On the other hand, he adds, increasing regional conflicts and the spread of terrorism around the world has also greatly worsened the security environment for Chinese citizens overseas.
More work needed
Generally, Chinese face two categories of risks: their legitimate rights can be violated by others or they can harm others' interests through illegal activities.
The risks range from labor disputes, fraud, illegal detention, kidnappings, crime and terrorist attacks.
The complexity and urgency of the problem should prompt the Foreign Ministry and other government bodies to come up with more specific measures to protect Chinese citizens abroad, diplomacy experts say.
They suggest China learn from developed countries in the West to establish a sound and effective system to minimize risks for Chinese citizens overseas.

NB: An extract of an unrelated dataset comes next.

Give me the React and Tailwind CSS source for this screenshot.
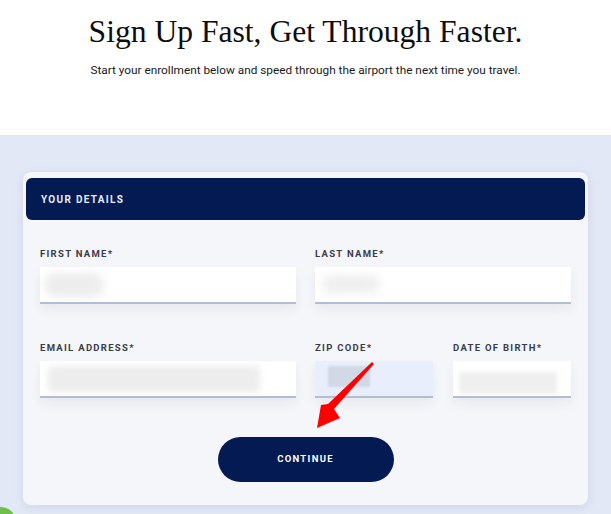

Zhang Xuegang, a researcher with the China Institute of Contemporary International Relations, says more preventive measures should be adopted and more preparation made to help Chinese citizens avoid threats to their safety when abroad:
These may include:
Publishing regular travel advisories to advise Chinese citizens to avoid travel to dangerous countries and regions;
Cracking down upon human smuggling and illegal emigration;
Cooperating with the mass media to publicize the harm and risks of illegal emigration and work abroad;
Advising Chinese citizens who stay abroad for a long time to register with Chinese embassies and consulates;
And giving better education and training to Chinese citizens to teach them how to protect themselves by taking advantage of the local laws in the countries where they are staying.